Packet Switching Fabric
ILPv4 packets are forwarded to an outgoing link using a high-performance packet-switching fabric.
This implementation relies upon a packet-switching fabric that applies business logic to each packet in order to ensure that packets meet various preconditions and can be properly routed. At a high level, this fabric looks like this:

Packets enter the switching fabric on an inbound link, are processed, and then forwarded out on an outbound link. Responses traverse the fabric in the opposite direction.
A packet filter applies business logic to a particular ILPv4 Prepare packet. The contract allows the filter to modify an in-flight packet, forward it onward to the next filter, or reject the packet outright. Read more about the contract here.
Packet filters are assembled together into a filter chain that is applied to every incoming packet.
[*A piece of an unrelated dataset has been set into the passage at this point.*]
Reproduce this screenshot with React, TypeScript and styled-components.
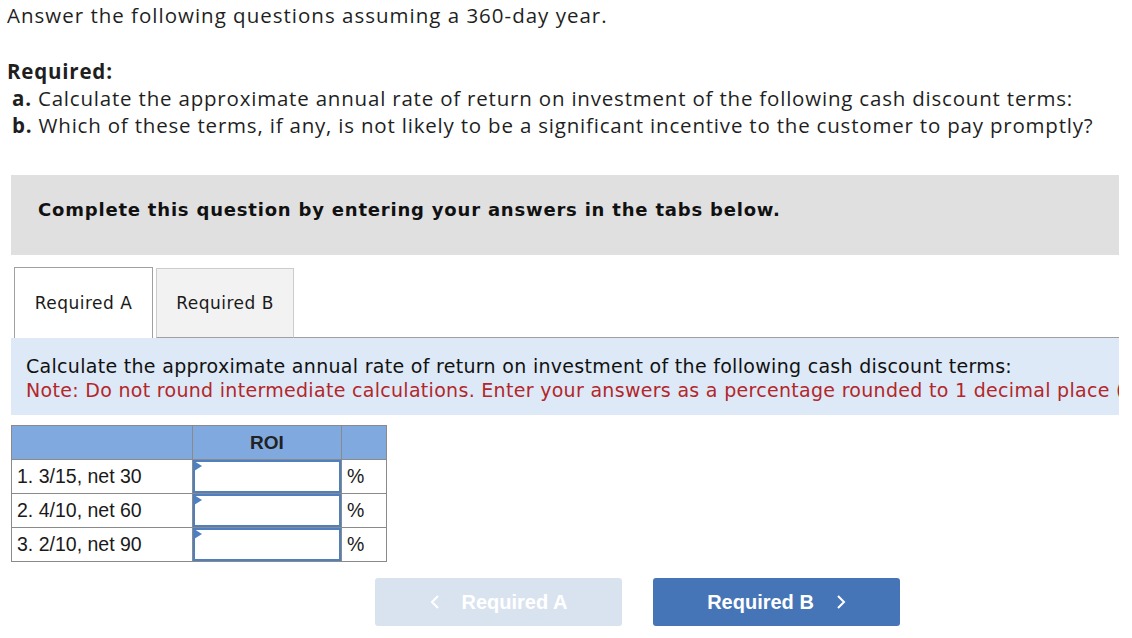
import styled, { createGlobalStyle } from 'styled-components';

const GlobalStyle = createGlobalStyle`
  html, body {
    margin: 0;
    padding: 0;
    background: #ffffff;
  }
  body {
    font-family: "Liberation Sans", Arial, sans-serif;
    color: #1a1a1a;
  }
`;

const rows = ['1. 3/15, net 30', '2. 4/10, net 60', '3. 2/10, net 90'];

export default function App() {
  return (
    <>
      <GlobalStyle />
      <PageStyled>
        <IntroStyled>Answer the following questions assuming a 360-day year.</IntroStyled>
        <RequiredStyled>
          <RequiredTitle>Required:</RequiredTitle>
          <RequiredItem>
            <b>a.</b> Calculate the approximate annual rate of return on investment of the following cash discount terms:
          </RequiredItem>
          <RequiredItem>
            <b>b.</b> Which of these terms, if any, is not likely to be a significant incentive to the customer to pay promptly?
          </RequiredItem>
        </RequiredStyled>

        <BannerStyled>Complete this question by entering your answers in the tabs below.</BannerStyled>

        <TabsRow>
          <Tab $active>Required A</Tab>
          <Tab>Required B</Tab>
          <TabFiller />
        </TabsRow>

        <InfoStyled>
          <InfoLine>Calculate the approximate annual rate of return on investment of the following cash discount terms:</InfoLine>
          <NoteLine>Note: Do not round intermediate calculations. Enter your answers as a percentage rounded to 1 decimal place (i.e., 32.1).</NoteLine>
        </InfoStyled>

        <TableStyled>
          <thead>
            <tr>
              <HeadCell $w={180} />
              <HeadCell $w={148}>ROI</HeadCell>
              <HeadCell $w={44} />
            </tr>
          </thead>
          <tbody>
            {rows.map((r) => (
              <tr key={r}>
                <LabelCell>{r}</LabelCell>
                <InputCell>
                  <InputBox>
                    <Flag />
                  </InputBox>
                </InputCell>
                <UnitCell>%</UnitCell>
              </tr>
            ))}
          </tbody>
        </TableStyled>

        <NavRow>
          <NavButton $disabled>
            <Chevron viewBox="0 0 10 16">
              <path d="M8 2 L2 8 L8 14" />
            </Chevron>
            Required A
          </NavButton>
          <NavButton>
            Required B
            <Chevron viewBox="0 0 10 16">
              <path d="M2 2 L8 8 L2 14" />
            </Chevron>
          </NavButton>
        </NavRow>
      </PageStyled>
    </>
  );
}

const PageStyled = styled.div`
  width: 1132px;
  height: 638px;
  overflow: hidden;
  box-sizing: border-box;
  padding: 2px 13px 0 11px;
`;

const IntroStyled = styled.div`
  font-family: "Open Sans", "Liberation Sans", sans-serif;
  font-size: 20.5px;
  letter-spacing: 1px;
  line-height: 26px;
  margin-left: -4px;
  color: #1f1f1f;
`;

const RequiredStyled = styled.div`
  margin-top: 30px;
  margin-left: -4px;
  font-family: "Open Sans", "Liberation Sans", sans-serif;
  font-size: 20.5px;
  letter-spacing: 0.8px;
  line-height: 27px;
  color: #1f1f1f;
`;

const RequiredTitle = styled.div`
  font-weight: bold;
`;

const RequiredItem = styled.div`
  padding-left: 5px;
  b {
    font-weight: bold;
  }
`;

const BannerStyled = styled.div`
  margin-top: 36px;
  height: 80px;
  box-sizing: border-box;
  background: #e0e0e0;
  display: flex;
  align-items: center;
  padding: 0 0 12px 27px;
  font-family: "DejaVu Sans", Verdana, sans-serif;
  font-weight: bold;
  font-size: 18px;
  letter-spacing: 0.8px;
  color: #111;
`;

const TabsRow = styled.div`
  margin-top: 12px;
  display: flex;
  align-items: flex-end;
  height: 71px;
  padding-left: 3px;
`;

const Tab = styled.div<{ $active?: boolean }>`
  box-sizing: border-box;
  height: ${(p) => (p.$active ? '71px' : '70px')};
  width: ${(p) => (p.$active ? '139px' : '138px')};
  margin-right: 3px;
  border: 1px solid ${(p) => (p.$active ? '#a0a0a0' : '#cccccc')};
  border-bottom: ${(p) => (p.$active ? 'none' : '1px solid #a0a0a0')};
  background: ${(p) => (p.$active ? '#ffffff' : '#f2f2f2')};
  display: flex;
  align-items: center;
  justify-content: center;
  font-family: "DejaVu Sans", Verdana, sans-serif;
  font-size: 17px;
  letter-spacing: 0.5px;
  color: #1a1a1a;
`;

const TabFiller = styled.div`
  flex: 1;
  border-bottom: 1px solid #a0a0a0;
  margin-left: -3px;
`;

const InfoStyled = styled.div`
  background: #dde9f6;
  height: 77px;
  box-sizing: border-box;
  padding: 16px 0 0 15px;
  overflow: hidden;
  white-space: nowrap;
  font-family: "DejaVu Sans", Verdana, sans-serif;
  font-size: 19px;
  letter-spacing: 0.3px;
  line-height: 24px;
`;

const InfoLine = styled.div`
  color: #111;
`;

const NoteLine = styled.div`
  color: #b3262a;
`;

const TableStyled = styled.table`
  margin-top: 10px;
  border-collapse: collapse;
  font-family: "Liberation Sans", Arial, sans-serif;
  font-size: 19.5px;
  color: #1a1a1a;

  td, th {
    border: 1px solid #8a8a8a;
    padding: 0;
  }
`;

const HeadCell = styled.th<{ $w: number }>`
  width: ${(p) => p.$w}px;
  height: 33px;
  background: #80aadf;
  font-weight: bold;
  font-size: 19px;
  text-align: center;
  color: #222;
`;

const LabelCell = styled.td`
  height: 33px;
  padding-left: 5px !important;
  text-align: left;
`;

const InputCell = styled.td`
  height: 33px;
`;

const InputBox = styled.div`
  position: relative;
  box-sizing: border-box;
  height: 33px;
  width: 100%;
  border: 2px solid #4f7fbe;
  background: #ffffff;
`;

const Flag = styled.span`
  position: absolute;
  left: -1px;
  top: -1px;
  width: 0;
  height: 0;
  border-top: 5px solid transparent;
  border-bottom: 5px solid transparent;
  border-left: 8px solid #4f7fbe;
`;

const UnitCell = styled.td`
  padding-left: 5px !important;
`;

const NavRow = styled.div`
  margin-top: 16px;
  display: flex;
  gap: 31px;
  padding-left: 364px;
`;

const NavButton = styled.div<{ $disabled?: boolean }>`
  width: 247px;
  height: 48px;
  border-radius: 3px;
  background: ${(p) => (p.$disabled ? '#d9e3ef' : '#4675b7')};
  color: #ffffff;
  display: flex;
  align-items: center;
  justify-content: center;
  gap: 22px;
  font-family: "Liberation Sans", Arial, sans-serif;
  font-weight: bold;
  font-size: 20px;
`;

const Chevron = styled.svg`
  width: 10px;
  height: 16px;
  fill: none;
  stroke: #ffffff;
  stroke-width: 2;
`;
This implementation has a filter chain that looks like this:

Each incoming ILPv4 packet is "filtered" according to the business logic of each Packet Filter.
A Link Filter is similar to a Packet Filter in that it applies business logic to a particular ILPv4 Prepare packet. However, these filters are only engaged before sending packets into an Outbound Link.
Like Packet Filters, the contract allows the filter to modify an in-flight packet, forward it onward, or reject the packet outright without sending it into the Outbound link. Read more about the contract here.
Link filters are assembled together into a filter chain that is applied to every outgoing packet. This implementation has a filter chain that looks like this:

Each outgoing ILPv4 packet is "filtered" according to the business logic of each Link Filter.